§ Given exercise
Omit every picture and return the rest of the data unaltered.

*** Recorded information ***

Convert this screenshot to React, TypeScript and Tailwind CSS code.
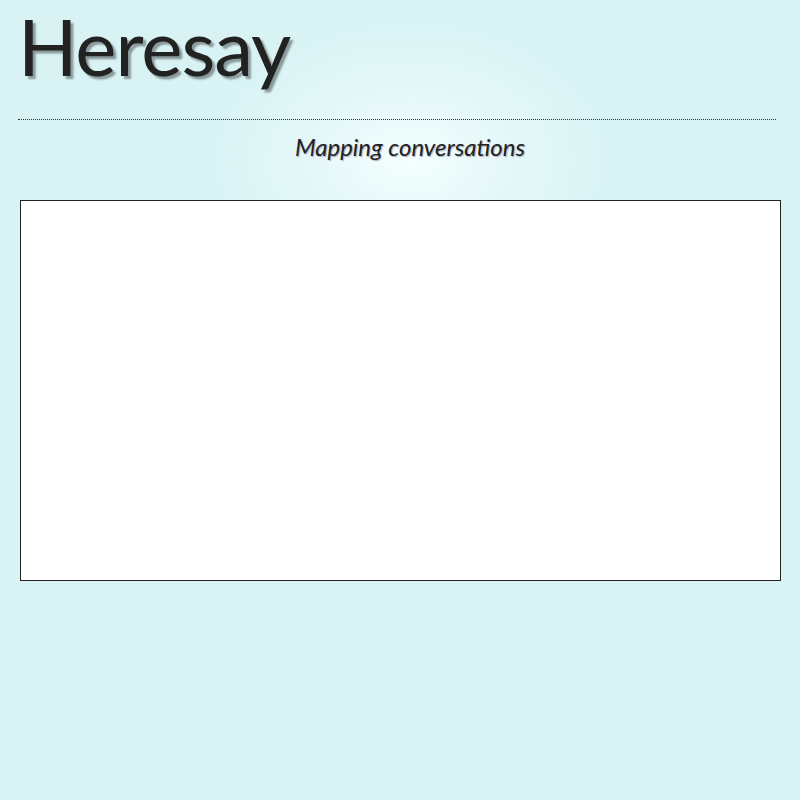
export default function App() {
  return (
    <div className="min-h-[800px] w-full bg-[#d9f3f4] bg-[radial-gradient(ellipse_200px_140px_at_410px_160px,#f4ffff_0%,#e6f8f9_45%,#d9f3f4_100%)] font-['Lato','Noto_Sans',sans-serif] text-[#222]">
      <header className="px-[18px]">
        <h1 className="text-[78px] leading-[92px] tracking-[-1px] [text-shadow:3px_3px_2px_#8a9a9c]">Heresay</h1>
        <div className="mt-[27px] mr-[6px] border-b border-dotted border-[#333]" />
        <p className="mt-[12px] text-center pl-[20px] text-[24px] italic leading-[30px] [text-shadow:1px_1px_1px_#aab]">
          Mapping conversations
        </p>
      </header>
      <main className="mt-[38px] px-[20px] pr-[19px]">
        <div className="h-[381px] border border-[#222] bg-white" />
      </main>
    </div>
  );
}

***

§ Result of the task
Convert this screenshot to React, TypeScript and Tailwind CSS code.
export default function App() {
  return (
    <div className="min-h-[800px] w-full bg-[#d9f3f4] bg-[radial-gradient(ellipse_200px_140px_at_410px_160px,#f4ffff_0%,#e6f8f9_45%,#d9f3f4_100%)] font-['Lato','Noto_Sans',sans-serif] text-[#222]">
      <header className="px-[18px]">
        <h1 className="text-[78px] leading-[92px] tracking-[-1px] [text-shadow:3px_3px_2px_#8a9a9c]">Heresay</h1>
        <div className="mt-[27px] mr-[6px] border-b border-dotted border-[#333]" />
        <p className="mt-[12px] text-center pl-[20px] text-[24px] italic leading-[30px] [text-shadow:1px_1px_1px_#aab]">
          Mapping conversations
        </p>
      </header>
      <main className="mt-[38px] px-[20px] pr-[19px]">
        <div className="h-[381px] border border-[#222] bg-white" />
      </main>
    </div>
  );
}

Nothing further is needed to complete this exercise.